> **Data lines**
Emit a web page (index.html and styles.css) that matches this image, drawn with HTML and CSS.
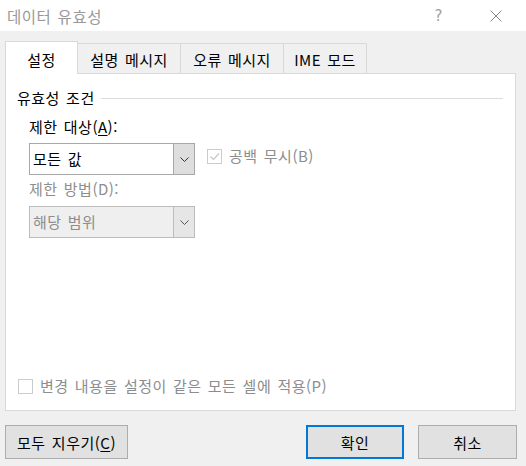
FILE: index.html
```html
<!DOCTYPE html>
<html lang="ko">
<head>
  <meta charset="UTF-8">
  <title>데이터 유효성</title>
  <link rel="stylesheet" href="styles.css">
</head>

<body>

<div class="titlebar">
  <div class="title">데이터 유효성</div>
  <div class="help">?</div>
  <svg class="close" width="12" height="12" viewBox="0 0 12 12">
    <path d="M0.5 0.5 L11.5 11.5 M11.5 0.5 L0.5 11.5" stroke="#8a8a8a" stroke-width="1" fill="none"/>
  </svg>
</div>

<div class="dialog">
  <div class="tabs">
    <div class="tab active tab-settings">설정</div>
    <div class="tab tab-input">설명 메시지</div>
    <div class="tab tab-error">오류 메시지</div>
    <div class="tab tab-ime">IME 모드</div>
  </div>

  <div class="panel">
    <div class="group-title">
      <span>유효성 조건</span>
      <div class="group-line"></div>
    </div>

    <div class="field-label">제한 대상(<u>A</u>):</div>
    <div class="combo-row">
      <div class="combo">
        <div class="combo-value">모든 값</div>
        <div class="combo-button">
          <svg width="9" height="5" viewBox="0 0 9 5"><polyline points="0.5,0.5 4.5,4.5 8.5,0.5" stroke="#333" fill="none"/></svg>
        </div>
      </div>
      <label class="check disabled blank-check">
        <span class="box">
          <svg width="13" height="13" viewBox="0 0 13 13"><polyline points="2.5,6.5 5.5,9.5 11,3.5" stroke="#c6c6c6" stroke-width="1.2" fill="none"/></svg>
        </span>
        공백 무시(B)
      </label>
    </div>

    <div class="field-label disabled">제한 방법(D):</div>
    <div class="combo combo-disabled">
      <div class="combo-value">해당 범위</div>
      <div class="combo-button">
        <svg width="9" height="5" viewBox="0 0 9 5"><polyline points="0.5,0.5 4.5,4.5 8.5,0.5" stroke="#555" fill="none"/></svg>
      </div>
    </div>

    <label class="check disabled apply-check">
      <span class="box"></span>
      변경 내용을 설정이 같은 모든 셀에 적용(P)
    </label>
  </div>

  <div class="button-row">
    <button class="btn btn-clear">모두 지우기(<u>C</u>)</button>
    <button class="btn btn-ok">확인</button>
    <button class="btn btn-cancel">취소</button>
  </div>
</div>

</body>
</html>
```

FILE: styles.css
```css
* { margin: 0; padding: 0; box-sizing: border-box; }
body {
  font-family: "Noto Sans CJK KR", "Malgun Gothic", sans-serif;
  font-size: 15px;
  letter-spacing: 0.5px;
  word-spacing: 1.5px;
  color: #000;
  background: #f0f0f0;
  width: 526px;
  height: 466px;
  overflow: hidden;
}
u { text-decoration: underline; text-underline-offset: 2px; }

/* title bar */
.titlebar {
  height: 31px;
  background: #fff;
  display: flex;
  align-items: center;
  padding-left: 7px;
}
.title {
  flex: 1;
  font-size: 15.5px;
  color: #999;
  line-height: 18px;
}
.help {
  color: #a0a0a0;
  font-family: "DejaVu Sans", sans-serif;
  font-size: 15px;
  margin-right: 47px;
  line-height: 18px;
}
.close { margin-right: 24px; }

.dialog { padding: 10px 9px 0 5px; }

/* tabs */
.tabs {
  display: flex;
  align-items: flex-end;
  height: 32px;
}
.tab {
  height: 30px;
  line-height: 18px;
  padding-top: 7px;
  text-align: center;
  border: 1px solid #d9d9d9;
  border-bottom: none;
  border-left: none;
  background: #f0f0f0;
}
.tab.active {
  height: 33px;
  padding-top: 9px;
  margin-bottom: -1px;
  border-left: 1px solid #d9d9d9;
  background: #fff;
  position: relative;
  z-index: 1;
}
.tab-settings { width: 73px; }
.tab-input { width: 103px; }
.tab-error { width: 103px; }
.tab-ime { width: 83px; }

/* panel */
.panel {
  height: 338px;
  margin-right: 1px;
  background: #fff;
  border: 1px solid #d9d9d9;
  padding: 15px 12px 15px 11px;
  display: flex;
  flex-direction: column;
}
.group-title {
  display: flex;
  align-items: center;
  line-height: 18px;
}
.group-line {
  flex: 1;
  height: 1px;
  background: #dcdcdc;
  margin-left: 6px;
}
.field-label {
  line-height: 18px;
  margin: 11px 0 7px 12px;
}
.field-label.disabled {
  color: #8d8d8d;
  margin-top: 5px;
  margin-bottom: 8px;
}

.combo-row { display: flex; }
.combo {
  width: 166px;
  height: 32px;
  margin-left: 12px;
  display: flex;
  border: 1px solid #a8a8a8;
  background: #fff;
}
.combo-value {
  flex: 1;
  line-height: 30px;
  padding-left: 3px;
}
.combo-button {
  width: 21px;
  background: #dedede;
  border-left: 1px solid #a8a8a8;
  display: flex;
  align-items: center;
  justify-content: center;
}
.combo-disabled {
  background: #efefef;
  border-color: #bcbcbc;
  color: #8d8d8d;
}
.combo-disabled .combo-button {
  background: #e6e6e6;
  border-left-color: #bcbcbc;
}

/* checkboxes */
.check {
  display: flex;
  align-items: center;
  line-height: 18px;
}
.check.disabled { color: #8d8d8d; }
.box {
  width: 15px;
  height: 15px;
  border: 1px solid #cccccc;
  background: #fff;
  margin-right: 7px;
  display: flex;
  align-items: center;
  justify-content: center;
}
.blank-check {
  align-self: flex-start;
  margin: 4px 0 0 12px;
}
.apply-check {
  margin-top: auto;
  margin-left: 1px;
}

/* buttons */
.button-row {
  display: flex;
  margin-top: 14px;
}
.btn {
  height: 34px;
  font-family: inherit;
  font-size: 15px;
  letter-spacing: 0.5px;
  word-spacing: 1.5px;
  background: #e1e1e1;
  border: 1px solid #adadad;
  color: #000;
}
.btn-clear { width: 123px; }
.btn-ok {
  width: 98px;
  margin-left: auto;
  border: 2px solid #0078d7;
}
.btn-cancel {
  width: 99px;
  margin-left: 14px;
}
```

> **Exercise brief**
Copy every line of the data word for word, omitting the images.

> **Written answer**
Emit a web page (index.html and styles.css) that matches this image, drawn with HTML and CSS.
FILE: index.html
```html
<!DOCTYPE html>
<html lang="ko">
<head>
  <meta charset="UTF-8">
  <title>데이터 유효성</title>
  <link rel="stylesheet" href="styles.css">
</head>

<body>

<div class="titlebar">
  <div class="title">데이터 유효성</div>
  <div class="help">?</div>
  <svg class="close" width="12" height="12" viewBox="0 0 12 12">
    <path d="M0.5 0.5 L11.5 11.5 M11.5 0.5 L0.5 11.5" stroke="#8a8a8a" stroke-width="1" fill="none"/>
  </svg>
</div>

<div class="dialog">
  <div class="tabs">
    <div class="tab active tab-settings">설정</div>
    <div class="tab tab-input">설명 메시지</div>
    <div class="tab tab-error">오류 메시지</div>
    <div class="tab tab-ime">IME 모드</div>
  </div>

  <div class="panel">
    <div class="group-title">
      <span>유효성 조건</span>
      <div class="group-line"></div>
    </div>

    <div class="field-label">제한 대상(<u>A</u>):</div>
    <div class="combo-row">
      <div class="combo">
        <div class="combo-value">모든 값</div>
        <div class="combo-button">
          <svg width="9" height="5" viewBox="0 0 9 5"><polyline points="0.5,0.5 4.5,4.5 8.5,0.5" stroke="#333" fill="none"/></svg>
        </div>
      </div>
      <label class="check disabled blank-check">
        <span class="box">
          <svg width="13" height="13" viewBox="0 0 13 13"><polyline points="2.5,6.5 5.5,9.5 11,3.5" stroke="#c6c6c6" stroke-width="1.2" fill="none"/></svg>
        </span>
        공백 무시(B)
      </label>
    </div>

    <div class="field-label disabled">제한 방법(D):</div>
    <div class="combo combo-disabled">
      <div class="combo-value">해당 범위</div>
      <div class="combo-button">
        <svg width="9" height="5" viewBox="0 0 9 5"><polyline points="0.5,0.5 4.5,4.5 8.5,0.5" stroke="#555" fill="none"/></svg>
      </div>
    </div>

    <label class="check disabled apply-check">
      <span class="box"></span>
      변경 내용을 설정이 같은 모든 셀에 적용(P)
    </label>
  </div>

  <div class="button-row">
    <button class="btn btn-clear">모두 지우기(<u>C</u>)</button>
    <button class="btn btn-ok">확인</button>
    <button class="btn btn-cancel">취소</button>
  </div>
</div>

</body>
</html>
```

FILE: styles.css
```css
* { margin: 0; padding: 0; box-sizing: border-box; }
body {
  font-family: "Noto Sans CJK KR", "Malgun Gothic", sans-serif;
  font-size: 15px;
  letter-spacing: 0.5px;
  word-spacing: 1.5px;
  color: #000;
  background: #f0f0f0;
  width: 526px;
  height: 466px;
  overflow: hidden;
}
u { text-decoration: underline; text-underline-offset: 2px; }

/* title bar */
.titlebar {
  height: 31px;
  background: #fff;
  display: flex;
  align-items: center;
  padding-left: 7px;
}
.title {
  flex: 1;
  font-size: 15.5px;
  color: #999;
  line-height: 18px;
}
.help {
  color: #a0a0a0;
  font-family: "DejaVu Sans", sans-serif;
  font-size: 15px;
  margin-right: 47px;
  line-height: 18px;
}
.close { margin-right: 24px; }

.dialog { padding: 10px 9px 0 5px; }

/* tabs */
.tabs {
  display: flex;
  align-items: flex-end;
  height: 32px;
}
.tab {
  height: 30px;
  line-height: 18px;
  padding-top: 7px;
  text-align: center;
  border: 1px solid #d9d9d9;
  border-bottom: none;
  border-left: none;
  background: #f0f0f0;
}
.tab.active {
  height: 33px;
  padding-top: 9px;
  margin-bottom: -1px;
  border-left: 1px solid #d9d9d9;
  background: #fff;
  position: relative;
  z-index: 1;
}
.tab-settings { width: 73px; }
.tab-input { width: 103px; }
.tab-error { width: 103px; }
.tab-ime { width: 83px; }

/* panel */
.panel {
  height: 338px;
  margin-right: 1px;
  background: #fff;
  border: 1px solid #d9d9d9;
  padding: 15px 12px 15px 11px;
  display: flex;
  flex-direction: column;
}
.group-title {
  display: flex;
  align-items: center;
  line-height: 18px;
}
.group-line {
  flex: 1;
  height: 1px;
  background: #dcdcdc;
  margin-left: 6px;
}
.field-label {
  line-height: 18px;
  margin: 11px 0 7px 12px;
}
.field-label.disabled {
  color: #8d8d8d;
  margin-top: 5px;
  margin-bottom: 8px;
}

.combo-row { display: flex; }
.combo {
  width: 166px;
  height: 32px;
  margin-left: 12px;
  display: flex;
  border: 1px solid #a8a8a8;
  background: #fff;
}
.combo-value {
  flex: 1;
  line-height: 30px;
  padding-left: 3px;
}
.combo-button {
  width: 21px;
  background: #dedede;
  border-left: 1px solid #a8a8a8;
  display: flex;
  align-items: center;
  justify-content: center;
}
.combo-disabled {
  background: #efefef;
  border-color: #bcbcbc;
  color: #8d8d8d;
}
.combo-disabled .combo-button {
  background: #e6e6e6;
  border-left-color: #bcbcbc;
}

/* checkboxes */
.check {
  display: flex;
  align-items: center;
  line-height: 18px;
}
.check.disabled { color: #8d8d8d; }
.box {
  width: 15px;
  height: 15px;
  border: 1px solid #cccccc;
  background: #fff;
  margin-right: 7px;
  display: flex;
  align-items: center;
  justify-content: center;
}
.blank-check {
  align-self: flex-start;
  margin: 4px 0 0 12px;
}
.apply-check {
  margin-top: auto;
  margin-left: 1px;
}

/* buttons */
.button-row {
  display: flex;
  margin-top: 14px;
}
.btn {
  height: 34px;
  font-family: inherit;
  font-size: 15px;
  letter-spacing: 0.5px;
  word-spacing: 1.5px;
  background: #e1e1e1;
  border: 1px solid #adadad;
  color: #000;
}
.btn-clear { width: 123px; }
.btn-ok {
  width: 98px;
  margin-left: auto;
  border: 2px solid #0078d7;
}
.btn-cancel {
  width: 99px;
  margin-left: 14px;
}
```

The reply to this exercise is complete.